Women tend to be indirect and men are more direct. For example, a married couple are driving down the highway and have been driving for several hours when they pass a fast food restaurant. A man will be focused on the goal, getting there. The wife might say, “Honey are you thirsty?” Without even thinking the man might answer “Nope.” He keeps driving.
She feels hurt because she wanted him to ask her if she is thirsty so they can stop for something to drink. Ladies, expecting your man to understand your indirect questions is like expecting your two year old to understand calculus. It ain’t gonna happen. What happens next is the lady feels angry because he should have known what she wanted.
I recently heard that 4 out of five divorces occur because the wife is mad as hell and is not going to take it any more. I’m pretty sure that 5 out of 5 women would say men are hard to get along with. The problem is that statistics show that about 75% of the time the next man is even harder to get along with.

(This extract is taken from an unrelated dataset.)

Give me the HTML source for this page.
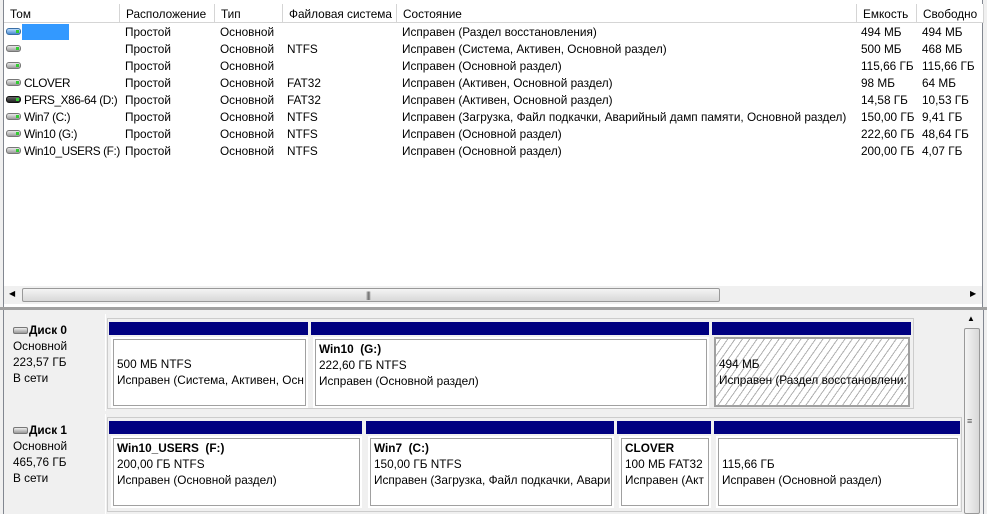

Certainly us men need to learn to communicate better.
I usually say “there’s a cafe” as my husband drives blithely on without comment – he has not yet learned that what I really meant was “I want something to eat and drink and there’s a place to do it”!
We women have to work at our communication styles, too. It is hard, but both genders need to learn how to be direct and extract information. The older I get, the better I get at being direct, and sometimes ummm, bitchy, as well as better at realizing that what I said was convoluted.
Communication is the key.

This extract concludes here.